The strike was called by Greece’s two biggest labour unions, backed by the leftist opposition, to protest against an austerity package proposed by the coalition government. The package aims to unlock a loan tranche of more than 31 billion euros from a European Union/International Monetary Fund bailout. The Greek Parliament is scheduled to vote Wednesday, but the unions feel that the measures will hit the poor and spare the wealthy.
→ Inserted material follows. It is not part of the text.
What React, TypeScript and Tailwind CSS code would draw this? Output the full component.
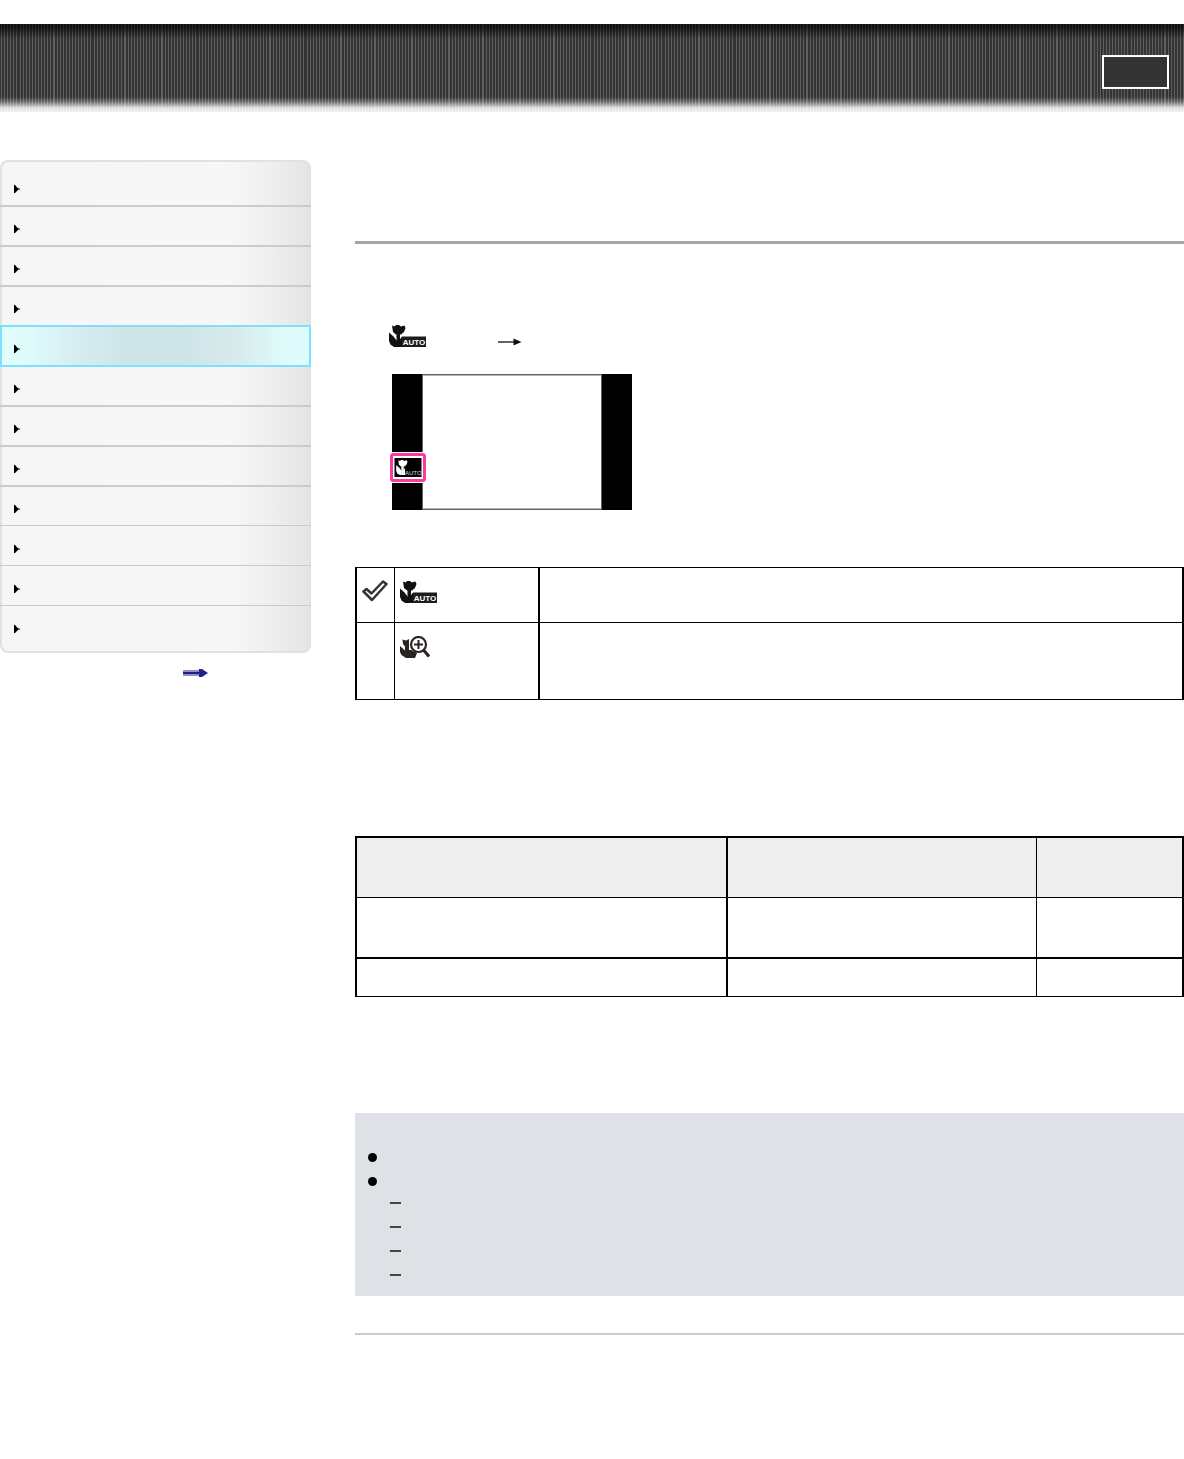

They hope to determine the lawmakers to vote against this austerity package:
“If lawmakers vote in favor of the measures… they will have committed the biggest ever political and social crime against the country and the people,” said Nikos Kioutsoukis, secretary general of the private umbrella union GSEE, cited by Reuters. “We won’t let them destroy the country.”
Greeks seem determined to continue their protests till they see results.
“We don’t want to continue living the miserable life we have lived for two years,” said Nani Politou, a secretary at a public utility. “These measures must not be approved, we must stop them because this will sink us more.”
So far, the strike paralyzed public traffic, with bus and taxi drivers walking off the job. There were no trams or trains working either. Even air traffic was disrupted yesterday after air traffic controllers held a three-hour strike. No ferry services work.
What you must know is that Greeks are determined people, and that they will not stop protesting after the government votes, especially if the measures pass. You are advised not to travel to Greece at this time.